■ **What to work on**:
Copy out every line exactly, passing over the pictures.

■ **Given data**:
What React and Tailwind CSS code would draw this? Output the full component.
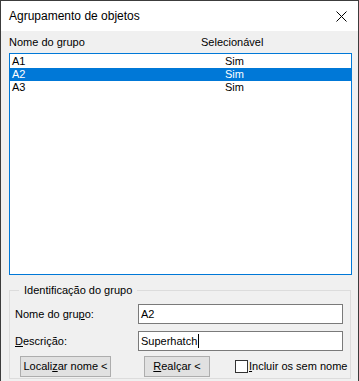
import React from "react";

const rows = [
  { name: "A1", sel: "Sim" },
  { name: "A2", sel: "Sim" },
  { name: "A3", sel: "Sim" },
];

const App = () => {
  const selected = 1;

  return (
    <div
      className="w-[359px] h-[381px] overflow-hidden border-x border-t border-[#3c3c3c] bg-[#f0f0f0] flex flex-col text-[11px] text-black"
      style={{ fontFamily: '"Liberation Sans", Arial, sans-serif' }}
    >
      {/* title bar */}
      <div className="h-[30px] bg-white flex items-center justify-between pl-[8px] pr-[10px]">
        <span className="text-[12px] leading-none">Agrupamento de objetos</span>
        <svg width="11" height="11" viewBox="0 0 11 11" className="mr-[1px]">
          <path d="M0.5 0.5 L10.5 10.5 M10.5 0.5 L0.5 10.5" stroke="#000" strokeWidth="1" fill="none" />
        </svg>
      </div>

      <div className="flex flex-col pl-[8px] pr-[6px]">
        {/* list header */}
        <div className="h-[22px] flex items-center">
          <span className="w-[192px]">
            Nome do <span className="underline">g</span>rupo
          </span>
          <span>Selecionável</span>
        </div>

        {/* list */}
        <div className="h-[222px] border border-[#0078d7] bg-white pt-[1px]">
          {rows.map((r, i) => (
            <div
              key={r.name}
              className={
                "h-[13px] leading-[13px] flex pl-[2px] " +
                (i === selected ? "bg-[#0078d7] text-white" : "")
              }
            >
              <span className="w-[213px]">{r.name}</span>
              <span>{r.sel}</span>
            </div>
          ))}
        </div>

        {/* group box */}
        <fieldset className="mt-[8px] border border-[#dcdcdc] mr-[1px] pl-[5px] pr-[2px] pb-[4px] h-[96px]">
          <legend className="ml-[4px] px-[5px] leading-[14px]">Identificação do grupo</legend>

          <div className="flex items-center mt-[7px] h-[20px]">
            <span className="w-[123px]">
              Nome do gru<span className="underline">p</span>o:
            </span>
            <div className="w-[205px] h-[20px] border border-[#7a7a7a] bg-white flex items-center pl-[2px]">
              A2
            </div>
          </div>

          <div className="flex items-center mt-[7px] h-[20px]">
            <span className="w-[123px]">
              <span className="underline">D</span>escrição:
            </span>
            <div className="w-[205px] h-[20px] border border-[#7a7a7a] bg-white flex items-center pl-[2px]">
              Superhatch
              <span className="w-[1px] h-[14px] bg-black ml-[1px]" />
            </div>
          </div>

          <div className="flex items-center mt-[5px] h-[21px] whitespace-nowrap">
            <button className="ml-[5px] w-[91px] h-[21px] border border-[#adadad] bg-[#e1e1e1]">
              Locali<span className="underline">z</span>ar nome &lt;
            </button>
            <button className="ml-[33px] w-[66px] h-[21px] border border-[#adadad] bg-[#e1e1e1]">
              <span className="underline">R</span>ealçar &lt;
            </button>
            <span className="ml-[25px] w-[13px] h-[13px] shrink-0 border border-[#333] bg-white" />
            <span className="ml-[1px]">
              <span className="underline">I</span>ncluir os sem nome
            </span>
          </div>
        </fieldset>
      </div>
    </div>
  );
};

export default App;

■ **Answer for this exercise**:
What React and Tailwind CSS code would draw this? Output the full component.
import React from "react";

const rows = [
  { name: "A1", sel: "Sim" },
  { name: "A2", sel: "Sim" },
  { name: "A3", sel: "Sim" },
];

const App = () => {
  const selected = 1;

  return (
    <div
      className="w-[359px] h-[381px] overflow-hidden border-x border-t border-[#3c3c3c] bg-[#f0f0f0] flex flex-col text-[11px] text-black"
      style={{ fontFamily: '"Liberation Sans", Arial, sans-serif' }}
    >
      {/* title bar */}
      <div className="h-[30px] bg-white flex items-center justify-between pl-[8px] pr-[10px]">
        <span className="text-[12px] leading-none">Agrupamento de objetos</span>
        <svg width="11" height="11" viewBox="0 0 11 11" className="mr-[1px]">
          <path d="M0.5 0.5 L10.5 10.5 M10.5 0.5 L0.5 10.5" stroke="#000" strokeWidth="1" fill="none" />
        </svg>
      </div>

      <div className="flex flex-col pl-[8px] pr-[6px]">
        {/* list header */}
        <div className="h-[22px] flex items-center">
          <span className="w-[192px]">
            Nome do <span className="underline">g</span>rupo
          </span>
          <span>Selecionável</span>
        </div>

        {/* list */}
        <div className="h-[222px] border border-[#0078d7] bg-white pt-[1px]">
          {rows.map((r, i) => (
            <div
              key={r.name}
              className={
                "h-[13px] leading-[13px] flex pl-[2px] " +
                (i === selected ? "bg-[#0078d7] text-white" : "")
              }
            >
              <span className="w-[213px]">{r.name}</span>
              <span>{r.sel}</span>
            </div>
          ))}
        </div>

        {/* group box */}
        <fieldset className="mt-[8px] border border-[#dcdcdc] mr-[1px] pl-[5px] pr-[2px] pb-[4px] h-[96px]">
          <legend className="ml-[4px] px-[5px] leading-[14px]">Identificação do grupo</legend>

          <div className="flex items-center mt-[7px] h-[20px]">
            <span className="w-[123px]">
              Nome do gru<span className="underline">p</span>o:
            </span>
            <div className="w-[205px] h-[20px] border border-[#7a7a7a] bg-white flex items-center pl-[2px]">
              A2
            </div>
          </div>

          <div className="flex items-center mt-[7px] h-[20px]">
            <span className="w-[123px]">
              <span className="underline">D</span>escrição:
            </span>
            <div className="w-[205px] h-[20px] border border-[#7a7a7a] bg-white flex items-center pl-[2px]">
              Superhatch
              <span className="w-[1px] h-[14px] bg-black ml-[1px]" />
            </div>
          </div>

          <div className="flex items-center mt-[5px] h-[21px] whitespace-nowrap">
            <button className="ml-[5px] w-[91px] h-[21px] border border-[#adadad] bg-[#e1e1e1]">
              Locali<span className="underline">z</span>ar nome &lt;
            </button>
            <button className="ml-[33px] w-[66px] h-[21px] border border-[#adadad] bg-[#e1e1e1]">
              <span className="underline">R</span>ealçar &lt;
            </button>
            <span className="ml-[25px] w-[13px] h-[13px] shrink-0 border border-[#333] bg-white" />
            <span className="ml-[1px]">
              <span className="underline">I</span>ncluir os sem nome
            </span>
          </div>
        </fieldset>
      </div>
    </div>
  );
};

export default App;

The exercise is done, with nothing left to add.